You may complete additional functionality as extra credit. There is no cap on how much extra credit you can earn for this specific project, however the overall project category grade will be capped to 110% at the end of the semester.

For example, suppose you lost 10% because you submitted project 1 functionality late and completed 130% worth of extra credit on the search engine project. Instead of earning 130% – 10% = 120% in the project category, your overall project category grade will be capped to 110% instead. This is a great way to make up missed points from late submissions, as well as boost your score if you struggled in the other grade categories.
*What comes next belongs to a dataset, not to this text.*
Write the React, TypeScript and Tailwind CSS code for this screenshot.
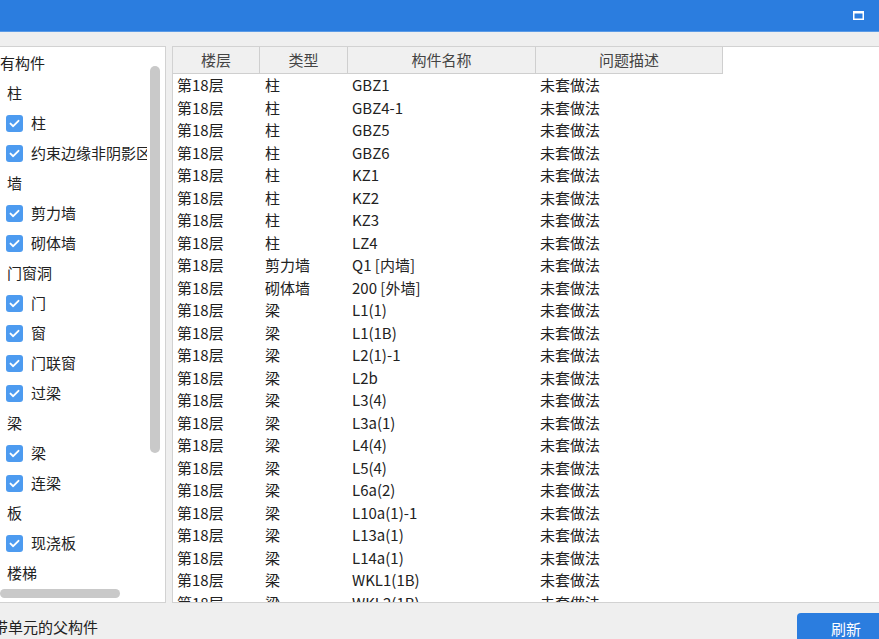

 Regardless of what you implemented, you will NOT earn points for the search engine core functionality if you are not passing all of the web crawler tests, and will NOT earn points for extra functionality if you have not fully implemented the core functionality!

Input

Your main method must be placed in a class named Driver. The Driver class should accept the following additional command-line arguments:

  • -server port where -server indicates a search engine web server should be launched and the next argument port is the port the web server should use to accept socket connections. Use 8080 as the default value if it is not provided.

    If the -server flag is provided, your code should enable multithreading with the default number of worker threads even if the -threads flag is not provided.

The command-line flag/value pairs may be provided in any order, and the order provided is not the same as the order you should perform the operations (i.e. always build the index before performing search, even if the flags are provided in the other order).

Your code should support all of the command-line arguments from the previous project as well.

Output

The majority of the output for this project will be in the form of HTTP responses to a browser. Only output the inverted index or search results to a file if the necessary flags are provided.

Testing

No tests will be provided for this project. Instead, you will demonstrate your search engine functionality to the instructor during your final code review appointment during finals week.